Mają możliwość poznać różne style tańca, pracować z uznanymi instruktorami. To podopieczni Zespołu Tańca CODA działającego w Konińskim Domu Kultury, którzy biorą udział w pięciodniowych wakacyjnych warsztatach. Na finał, czyli już jutro, czeka wszystkich Wieczór Tańca, podczas którego na scenie w KDK-u pokażą się w prezentacjach solowych, improwizacjach oraz ułożonych przez siebie choreografiach. Będzie się działo!
Takie warsztaty w Zespole Tańca CODA to już tradycja. Bierze w nich udział praktycznie większość tancerzy, a nad całością czuwają instruktorki Marta Merdzińska i Klaudia Cembrowicz. Dziękują dyrekcji i pracownikom Konińskiego Domu Kultury za pomoc i wsparcie, bo zorganizowanie takich zajęć to naprawdę duże logistyczne przedsięwzięcie.

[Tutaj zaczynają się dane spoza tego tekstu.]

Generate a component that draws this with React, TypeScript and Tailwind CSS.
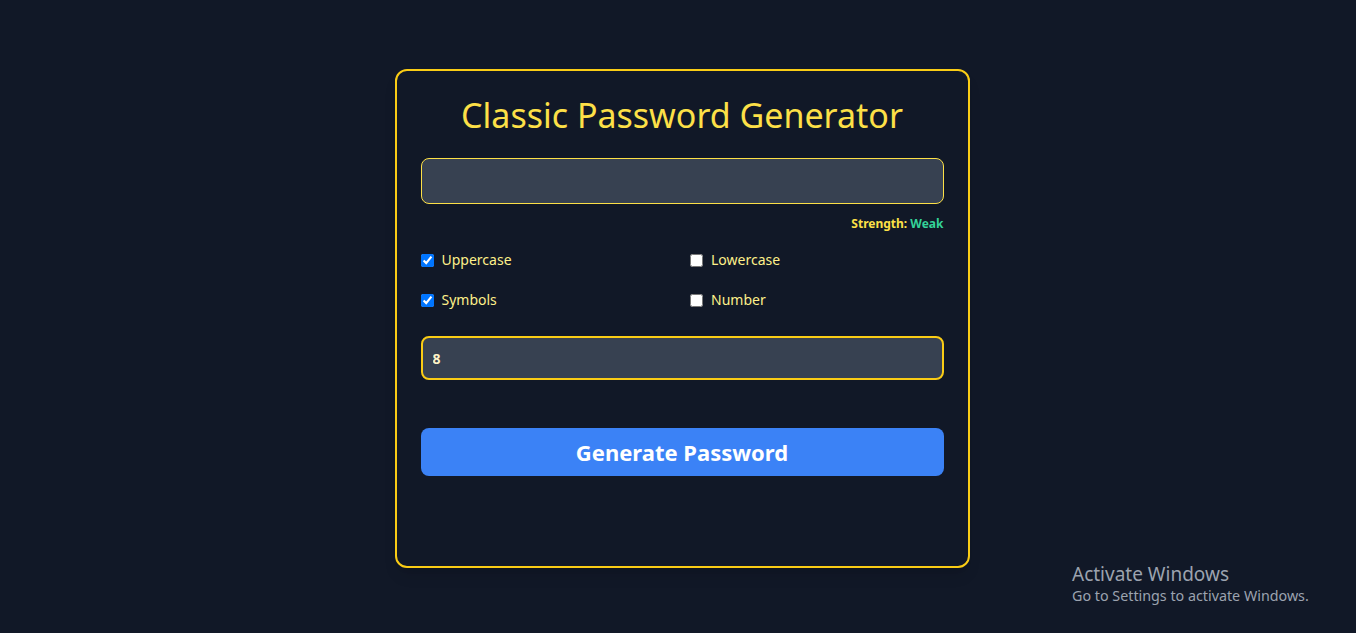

A wszystko dlatego, że uczestnicy otrzymują szeroki wachlarz zajęć. – Tancerz musi być wszechstronny, dlatego staramy się dać możliwość poznania różnych stylów tańca i pracy z różnymi instruktorami, a także rozwoju nie tylko w sferze fizycznej, ale i umysłowej – mówi Marta Merdzińska. Uczestnicy mają więc między innymi zajęcia z psychologiem Emilią Chojnacką-Filipczak. – Tancerz musi wiedzieć, jak oddychać, radzić sobie ze stresem, współpracować z grupą. Takie umiejętności są naprawdę bardzo wartościowe – mówi Klaudia Cembrowicz. W ramach warsztatów podopieczni CODY biorą również udział w zajęciach wzmacniających całe ciało z trenerem personalnym Adamem Maciejewskim. – Tancerz musi być silny i mieć kondycję – dodaje Klaudia Cembrowicz. Tancerz z pewnością musi też dobrze wyglądać podczas występu. Uczestniczki miały więc okazję poznać tajniki makijażu, które zdradziła Sylwia Kowalska. Można było się również wykazać w innej dziedzinie sztuki, bo zaplanowano zajęcia z instruktorką plastyki Katarzyną Mijakowską.

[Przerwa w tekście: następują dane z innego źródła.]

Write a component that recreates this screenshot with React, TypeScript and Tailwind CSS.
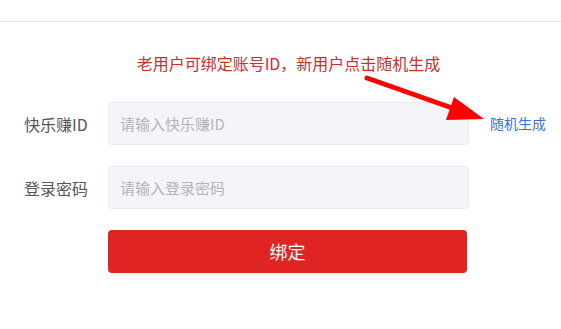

Oczywiście głównym tematem tych wakacyjnych warsztatów jest taniec. Uczestnicy szkolą się z różnych technik. W tajniki tańca jazzowego i współczesnego wprowadziła Weronika Janus, hip-hopu – Przemysław Grzelak, taniec klasyczny to już Maria Chrysostomou, a modernu i tanecznych tricków uczyła Anna Chumak. Na finał warsztatów przygotowano zajęcia z jogi z Anną Drzewiecką. – Tancerze będą mogli się wyciszyć i zrelaksować po pięciu dniach intensywnej pracy – dodaje Klaudia Cembrowicz.

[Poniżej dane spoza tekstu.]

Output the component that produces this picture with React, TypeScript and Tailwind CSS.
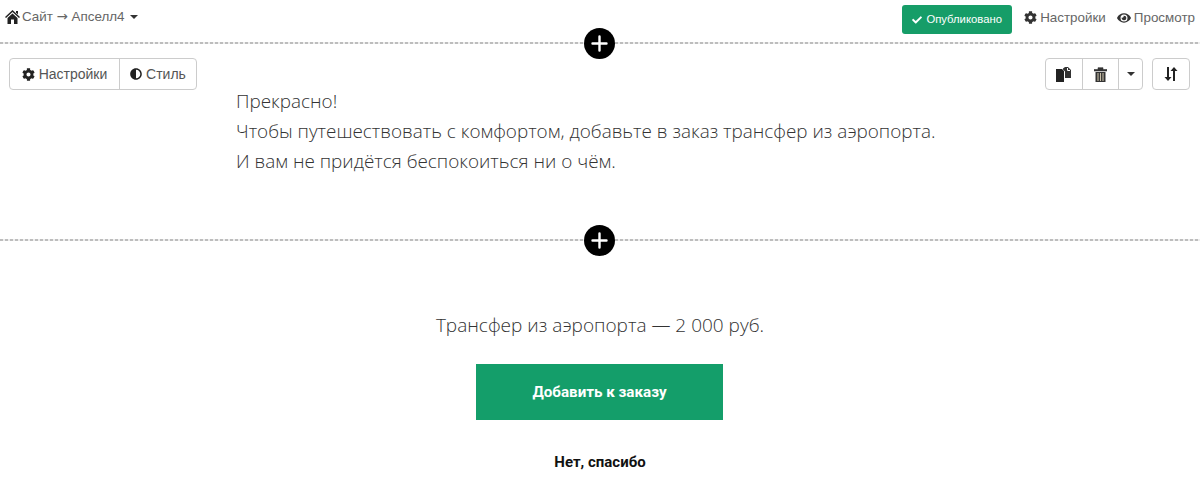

Wieczór Tańca to już ostatni przystanek warsztatów zespołu CODA. Już jutro (środa) w swoim gronie na scenie sali widowiskowej Konińskiego Domu Kultury uczestnicy pokażą się w prezentacjach solowych, ułożonych przez siebie choreografiach, a także improwizacjach. Temat tych ostatnich jak i muzykę tancerze będą losować. Odbędzie się „walka” jeden na jeden. Wręczone zostaną też dyplomy i upominki dla uczestników. – Nie oceniamy jednak techniki czy kroków turniejowo, tylko patrzymy, jak kto zrealizował dany temat. Stawiamy na zabawę, fajną atmosferę i klimat, a nie ma konkurencję i zawody – mówi Marta Merdzińska. I jak dodaje Klaudia Cembrowicz, warsztaty to takie podsumowanie, by już od września Zespół Tańca CODA wszedł w nowy, intensywny sezon. Instruktorki podkreślają, że te warsztaty są cenne także dla nich samych. – Obserwujemy, jak pięknie rozwijają się nasi tancerze – mówi Klaudia Cembrowicz. – Patrząc też jak pracują inni instruktorzy, możemy wyciągnąć z tego coś dla siebie i wprowadzić w swoje zajęcia – dodaje Marta Merdzińska.